May 02, 1990|ROBERT BURNS | TIMES STAFF WRITER

The mourning period is over in men's wear. It's not that black is out, mind you, it's just that, yes, Victor, there is such a thing as color. And the new crop of coats shows just how much fun a little splash can be.

"They don't want to see another black blazer right now," says Allen Schwartz of ABS clothing in Santa Monica. "We feel good about providing color for men."

And color doesn't mean navy or gray. Bright greens, orange yellows, grape and even pink are all part of the scene.

Even for fall, says designer Richard Tyler, color is making a strong comeback.

And buying a bright color doesn't necessarily limit a blazer's wearability, either.

Fabric, more than color, makes the coat versatile, says Zareh Khederlarian, vice president and buyer for the Politix clothing chain. "People are mixing colors," he says. "From my point of view, it's the pattern and fabric itself."

A heavier fabric, such as wool, he says, can be worn with wool, cotton or rayon slacks, or even jeans, while a lightweight rayon jacket wouldn't work as well.

But there's more good news. For the most part, jackets are staying big and loose, with softer shoulders and a boxy feel.

"Tighter jackets didn't work," says Khederlarian.

"They tried to push (more fitted clothes), but it didn't happen," notes Sara Dovan of Traffic clothing store. "People like to be more comfortable."
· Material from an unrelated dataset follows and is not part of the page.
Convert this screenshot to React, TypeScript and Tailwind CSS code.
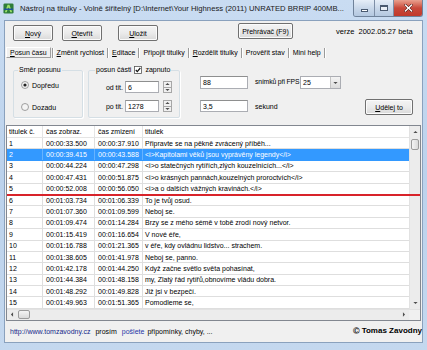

Designer Tyler's high-end line is a notable exception to the sack suits. He goes for a much more fitted jacket with a stronger shoulder. "Our jackets are very constructed," he notes.

The unconstructed, comfortable designs have done a lot to make the blazer as important to weekend wear as it is in the office.

The man who uses a a three-piece concept to dress for the office wants the third piece, the jacket, for his leisure time too, says Marty Weening, president and co-founder of Axis, the Los Angeles based men's wear line. And, he says, men aren't looking to define their self-image with a jacket. They're dressing to impress themselves, buying for comfort and value.